Task brief: Begin with the first line below and retype each line exactly through the line containing "import React from 'react';". Any pictures are to be left out.

══ Data records ══

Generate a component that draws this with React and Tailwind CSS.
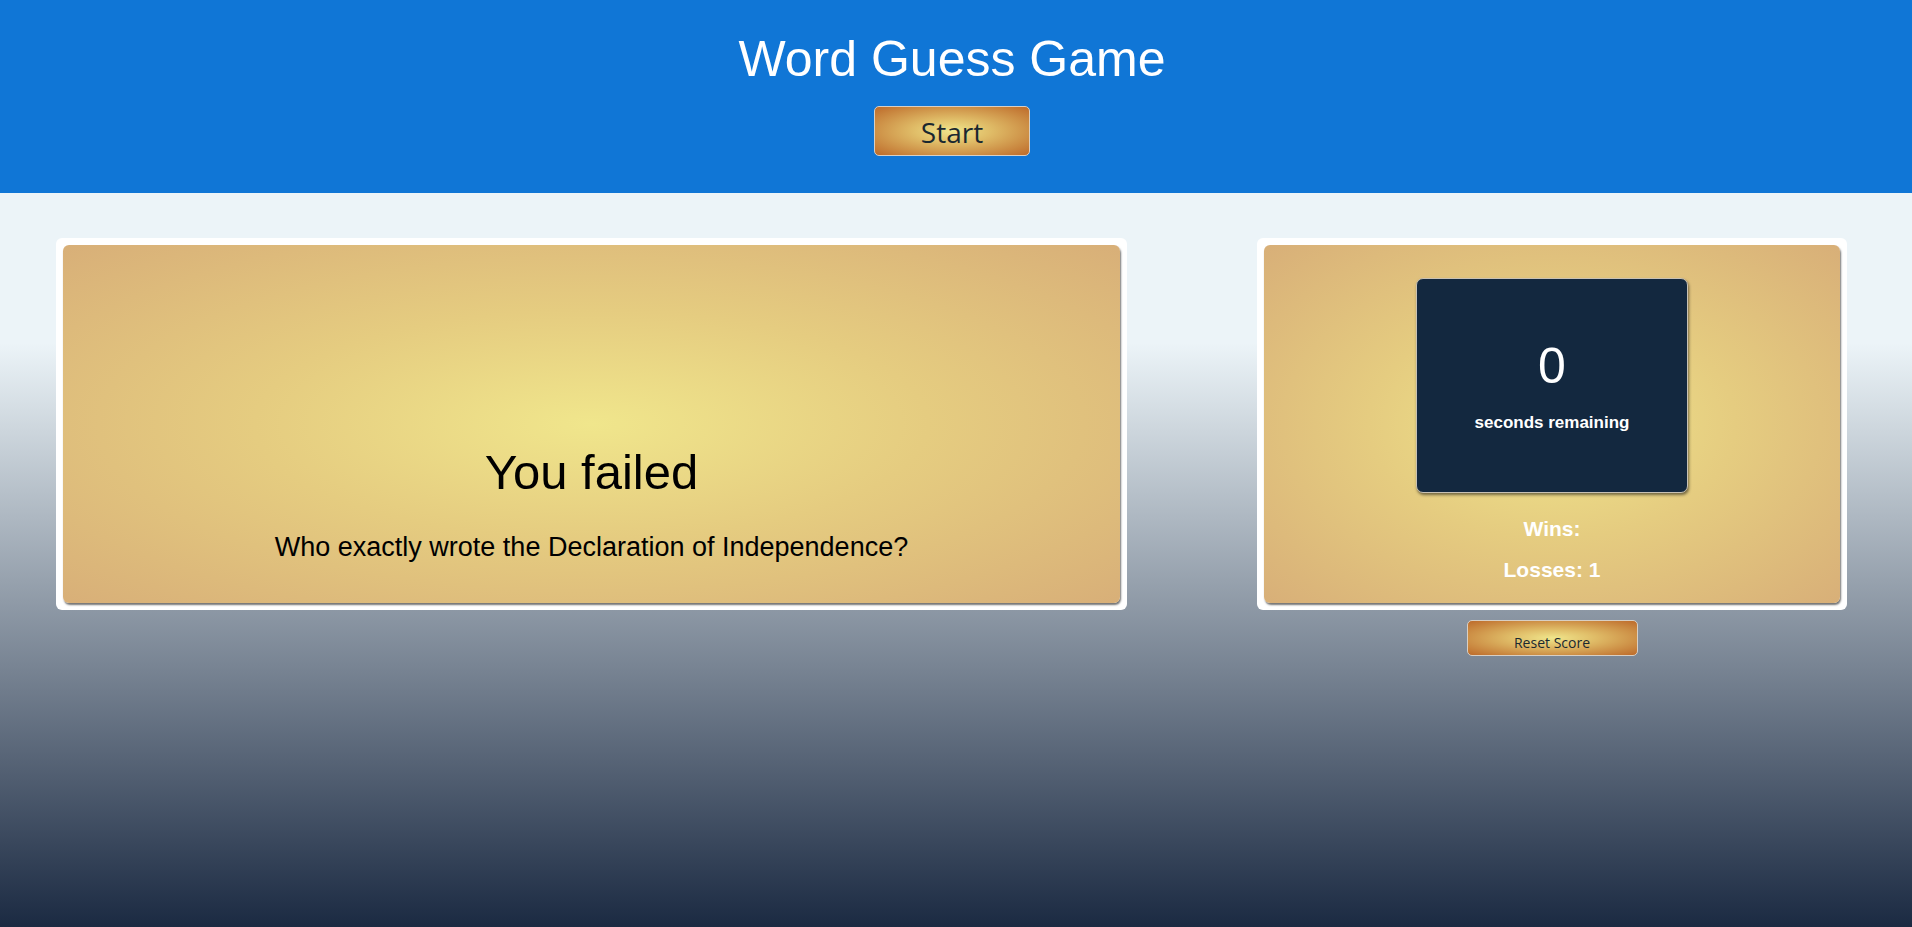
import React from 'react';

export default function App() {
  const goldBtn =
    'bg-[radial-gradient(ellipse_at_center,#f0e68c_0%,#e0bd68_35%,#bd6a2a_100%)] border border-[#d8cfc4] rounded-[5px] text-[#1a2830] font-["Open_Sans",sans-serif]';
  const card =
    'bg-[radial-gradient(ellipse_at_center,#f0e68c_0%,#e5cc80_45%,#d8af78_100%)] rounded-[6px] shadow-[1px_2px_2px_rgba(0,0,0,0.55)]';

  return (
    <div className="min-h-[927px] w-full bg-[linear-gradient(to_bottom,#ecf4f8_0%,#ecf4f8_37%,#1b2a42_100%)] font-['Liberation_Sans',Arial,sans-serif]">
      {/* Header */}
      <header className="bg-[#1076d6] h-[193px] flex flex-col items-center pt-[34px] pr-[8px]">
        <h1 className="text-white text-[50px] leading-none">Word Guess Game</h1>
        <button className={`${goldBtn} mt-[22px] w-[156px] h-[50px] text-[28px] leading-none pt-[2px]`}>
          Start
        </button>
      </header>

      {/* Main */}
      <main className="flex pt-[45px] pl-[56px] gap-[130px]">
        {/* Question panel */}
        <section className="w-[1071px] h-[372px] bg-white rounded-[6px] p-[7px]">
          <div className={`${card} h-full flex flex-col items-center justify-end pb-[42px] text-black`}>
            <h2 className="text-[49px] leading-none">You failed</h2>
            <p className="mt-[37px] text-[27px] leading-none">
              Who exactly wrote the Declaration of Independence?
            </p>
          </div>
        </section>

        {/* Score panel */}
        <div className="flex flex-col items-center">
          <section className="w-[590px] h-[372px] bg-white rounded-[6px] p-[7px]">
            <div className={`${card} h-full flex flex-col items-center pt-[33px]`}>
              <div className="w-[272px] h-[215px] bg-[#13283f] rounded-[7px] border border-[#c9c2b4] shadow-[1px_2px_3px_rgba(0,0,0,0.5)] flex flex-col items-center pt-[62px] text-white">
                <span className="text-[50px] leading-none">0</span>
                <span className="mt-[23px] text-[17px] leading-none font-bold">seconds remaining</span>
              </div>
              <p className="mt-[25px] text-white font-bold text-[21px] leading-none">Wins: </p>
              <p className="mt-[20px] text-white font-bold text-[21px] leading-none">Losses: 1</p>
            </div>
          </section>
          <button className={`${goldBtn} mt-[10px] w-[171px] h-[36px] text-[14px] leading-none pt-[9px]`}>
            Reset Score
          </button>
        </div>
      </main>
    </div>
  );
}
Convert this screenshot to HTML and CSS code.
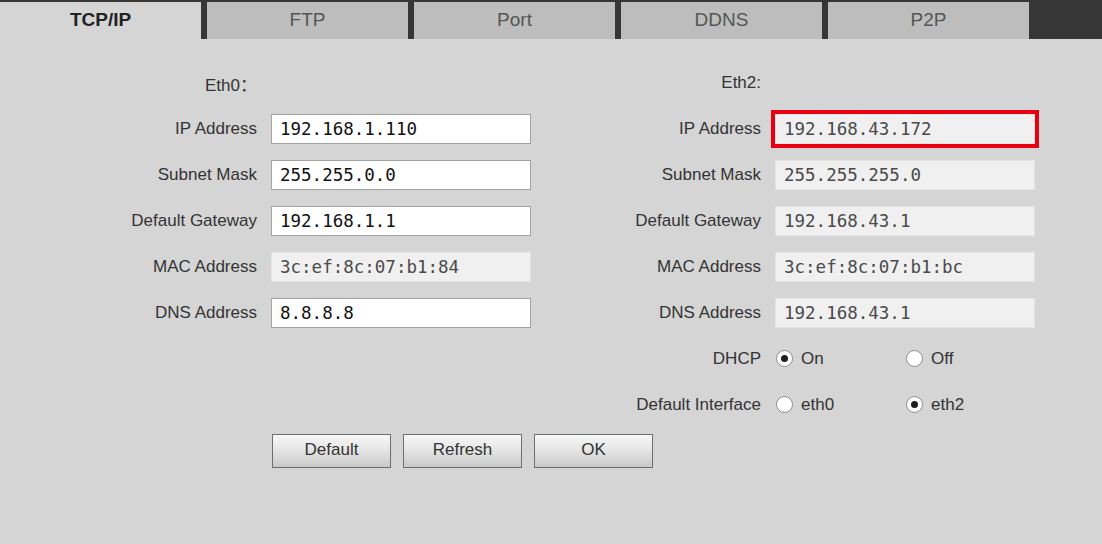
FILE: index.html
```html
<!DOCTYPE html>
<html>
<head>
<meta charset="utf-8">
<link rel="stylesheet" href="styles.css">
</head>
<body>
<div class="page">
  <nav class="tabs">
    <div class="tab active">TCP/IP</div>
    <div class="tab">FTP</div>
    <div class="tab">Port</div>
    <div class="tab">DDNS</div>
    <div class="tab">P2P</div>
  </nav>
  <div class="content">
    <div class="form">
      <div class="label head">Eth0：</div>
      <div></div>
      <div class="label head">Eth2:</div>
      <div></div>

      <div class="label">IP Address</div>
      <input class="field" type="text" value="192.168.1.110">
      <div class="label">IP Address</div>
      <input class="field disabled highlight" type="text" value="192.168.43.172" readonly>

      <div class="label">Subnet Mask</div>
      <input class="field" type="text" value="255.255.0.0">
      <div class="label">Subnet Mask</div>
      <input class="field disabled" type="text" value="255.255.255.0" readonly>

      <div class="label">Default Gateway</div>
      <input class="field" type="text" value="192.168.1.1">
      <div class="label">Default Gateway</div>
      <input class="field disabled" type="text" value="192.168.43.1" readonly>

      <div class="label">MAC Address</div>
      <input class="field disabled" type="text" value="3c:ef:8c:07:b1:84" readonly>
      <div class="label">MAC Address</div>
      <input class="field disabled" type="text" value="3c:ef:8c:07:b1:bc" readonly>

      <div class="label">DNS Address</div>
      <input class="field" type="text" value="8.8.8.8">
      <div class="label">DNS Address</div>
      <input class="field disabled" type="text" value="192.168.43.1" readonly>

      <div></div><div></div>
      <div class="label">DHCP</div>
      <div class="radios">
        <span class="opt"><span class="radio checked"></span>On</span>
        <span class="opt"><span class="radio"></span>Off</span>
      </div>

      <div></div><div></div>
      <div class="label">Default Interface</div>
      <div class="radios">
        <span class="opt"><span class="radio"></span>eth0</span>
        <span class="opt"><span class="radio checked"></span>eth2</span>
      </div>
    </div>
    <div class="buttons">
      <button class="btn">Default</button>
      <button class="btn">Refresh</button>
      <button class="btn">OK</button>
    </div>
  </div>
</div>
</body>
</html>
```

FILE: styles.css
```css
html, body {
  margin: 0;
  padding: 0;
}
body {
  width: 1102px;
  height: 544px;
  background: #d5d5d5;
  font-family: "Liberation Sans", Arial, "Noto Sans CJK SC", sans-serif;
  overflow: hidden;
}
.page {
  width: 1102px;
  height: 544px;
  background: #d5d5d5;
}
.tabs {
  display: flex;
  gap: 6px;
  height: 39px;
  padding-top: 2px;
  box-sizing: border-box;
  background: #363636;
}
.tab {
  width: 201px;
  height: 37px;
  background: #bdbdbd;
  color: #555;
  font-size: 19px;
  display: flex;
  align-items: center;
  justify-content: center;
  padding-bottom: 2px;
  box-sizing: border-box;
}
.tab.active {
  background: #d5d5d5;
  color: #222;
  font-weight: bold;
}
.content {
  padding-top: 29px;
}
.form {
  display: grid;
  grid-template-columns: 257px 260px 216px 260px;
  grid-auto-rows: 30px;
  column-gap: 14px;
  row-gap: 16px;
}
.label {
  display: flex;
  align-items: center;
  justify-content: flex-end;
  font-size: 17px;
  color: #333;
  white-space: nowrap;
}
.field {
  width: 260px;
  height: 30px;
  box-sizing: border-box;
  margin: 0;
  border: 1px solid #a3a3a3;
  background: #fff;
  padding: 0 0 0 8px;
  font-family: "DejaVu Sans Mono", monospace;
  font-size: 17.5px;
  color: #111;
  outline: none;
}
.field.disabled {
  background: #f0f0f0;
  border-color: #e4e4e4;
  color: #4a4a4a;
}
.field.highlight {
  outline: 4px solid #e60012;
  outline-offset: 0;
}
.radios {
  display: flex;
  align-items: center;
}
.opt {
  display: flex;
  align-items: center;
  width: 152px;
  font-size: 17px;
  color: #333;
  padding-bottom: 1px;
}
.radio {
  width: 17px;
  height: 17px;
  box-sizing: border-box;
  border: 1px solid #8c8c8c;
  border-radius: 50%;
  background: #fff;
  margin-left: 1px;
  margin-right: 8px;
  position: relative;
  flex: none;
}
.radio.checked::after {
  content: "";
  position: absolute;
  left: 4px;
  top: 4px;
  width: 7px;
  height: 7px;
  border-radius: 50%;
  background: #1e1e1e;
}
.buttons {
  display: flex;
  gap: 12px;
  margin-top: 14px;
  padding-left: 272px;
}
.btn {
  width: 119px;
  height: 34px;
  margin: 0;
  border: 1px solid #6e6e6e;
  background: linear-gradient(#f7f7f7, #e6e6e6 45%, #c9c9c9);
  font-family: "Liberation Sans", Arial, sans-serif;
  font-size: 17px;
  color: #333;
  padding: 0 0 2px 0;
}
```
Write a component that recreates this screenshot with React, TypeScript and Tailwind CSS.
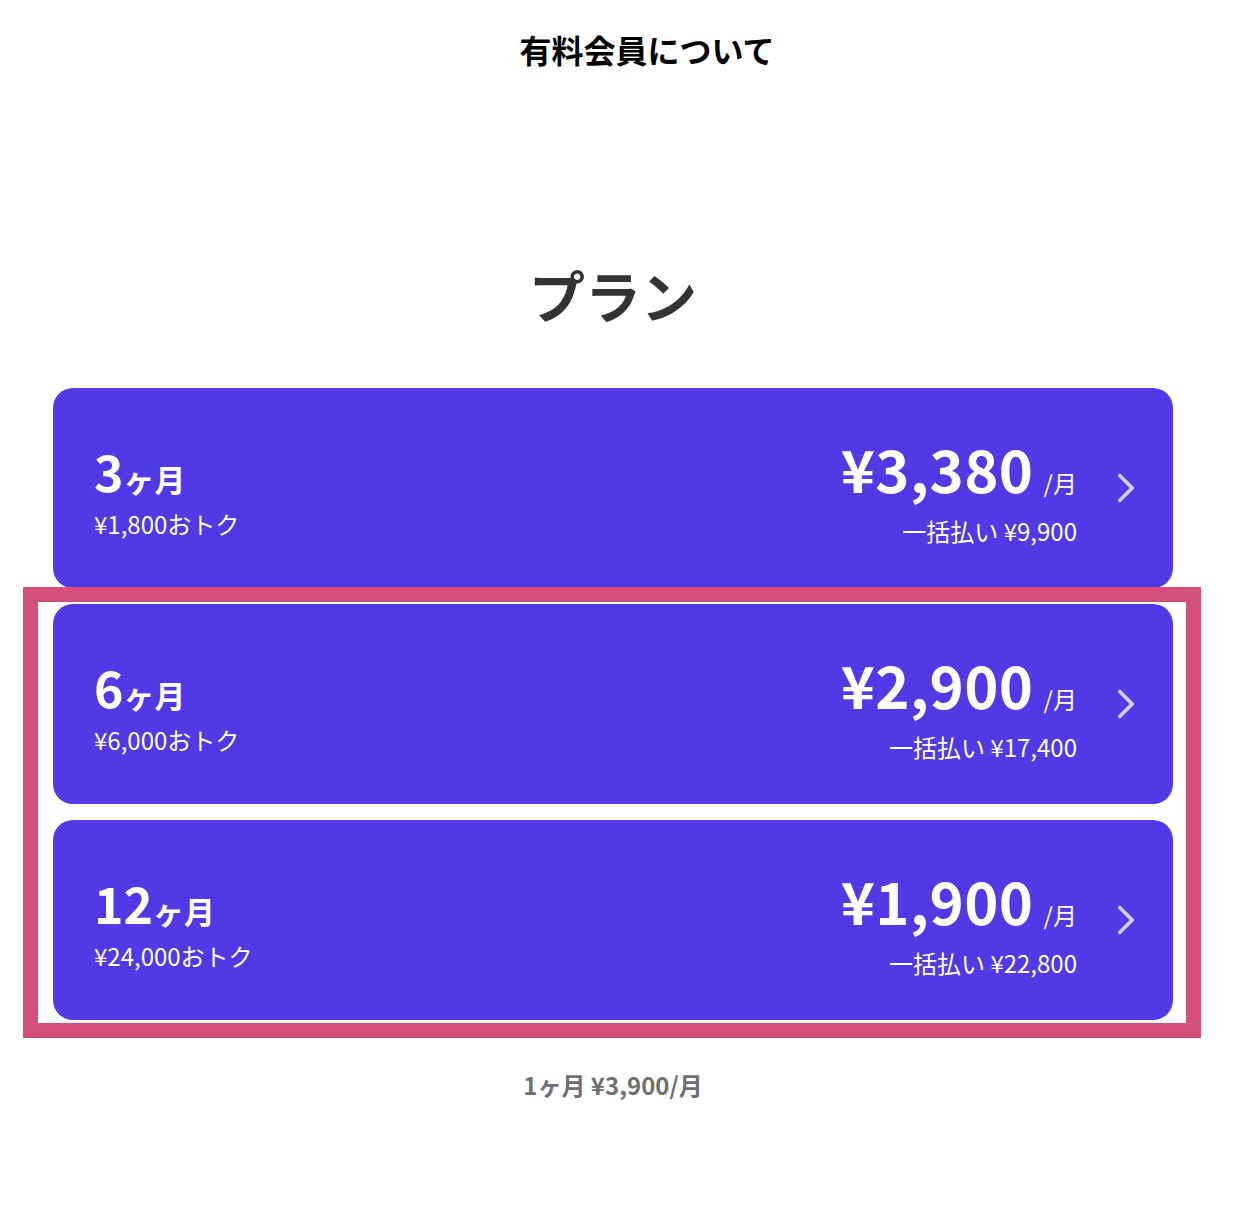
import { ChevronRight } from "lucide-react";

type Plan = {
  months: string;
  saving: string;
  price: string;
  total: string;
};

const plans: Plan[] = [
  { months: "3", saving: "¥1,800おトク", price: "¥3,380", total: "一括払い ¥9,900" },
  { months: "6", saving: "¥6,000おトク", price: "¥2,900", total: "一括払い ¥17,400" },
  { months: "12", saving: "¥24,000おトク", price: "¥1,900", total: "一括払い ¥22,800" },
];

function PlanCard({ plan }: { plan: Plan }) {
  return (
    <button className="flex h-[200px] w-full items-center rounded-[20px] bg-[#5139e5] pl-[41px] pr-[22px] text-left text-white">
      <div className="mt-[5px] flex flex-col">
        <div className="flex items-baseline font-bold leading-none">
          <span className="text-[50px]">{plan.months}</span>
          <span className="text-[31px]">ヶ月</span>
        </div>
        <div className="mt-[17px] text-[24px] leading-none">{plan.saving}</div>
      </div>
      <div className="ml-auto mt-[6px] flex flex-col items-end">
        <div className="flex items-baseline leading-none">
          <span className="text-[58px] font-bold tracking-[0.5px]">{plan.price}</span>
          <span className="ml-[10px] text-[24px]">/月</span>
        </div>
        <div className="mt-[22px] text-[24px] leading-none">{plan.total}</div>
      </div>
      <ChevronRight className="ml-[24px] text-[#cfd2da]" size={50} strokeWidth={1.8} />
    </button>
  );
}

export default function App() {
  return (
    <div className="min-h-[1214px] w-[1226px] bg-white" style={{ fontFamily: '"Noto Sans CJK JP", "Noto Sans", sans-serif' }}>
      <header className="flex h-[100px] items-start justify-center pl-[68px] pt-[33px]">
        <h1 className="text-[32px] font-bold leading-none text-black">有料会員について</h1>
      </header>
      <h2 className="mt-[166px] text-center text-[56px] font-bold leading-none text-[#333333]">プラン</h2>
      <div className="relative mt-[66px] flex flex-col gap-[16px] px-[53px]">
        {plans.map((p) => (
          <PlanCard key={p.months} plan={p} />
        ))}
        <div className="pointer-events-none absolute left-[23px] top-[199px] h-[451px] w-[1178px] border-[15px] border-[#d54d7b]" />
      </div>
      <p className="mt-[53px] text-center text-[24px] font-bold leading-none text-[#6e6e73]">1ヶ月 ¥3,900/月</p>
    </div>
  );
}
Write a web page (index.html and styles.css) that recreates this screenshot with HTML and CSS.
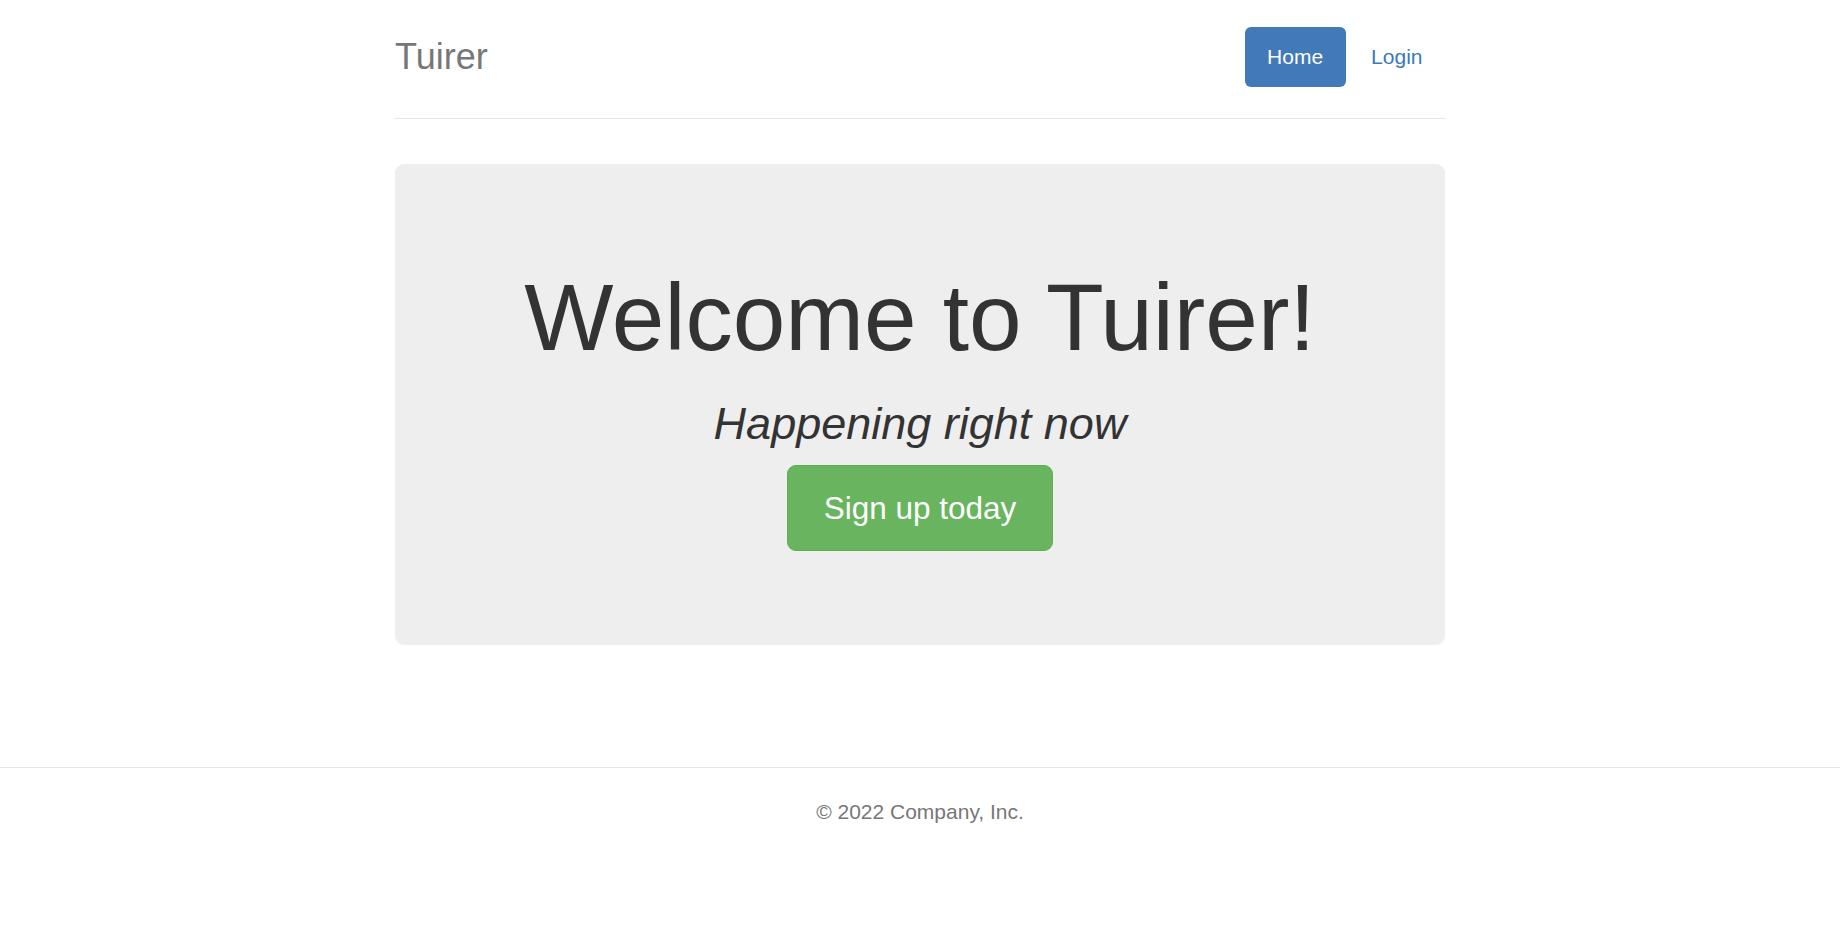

═══

Output for this exercise:
Generate a component that draws this with React and Tailwind CSS.
import React from 'react';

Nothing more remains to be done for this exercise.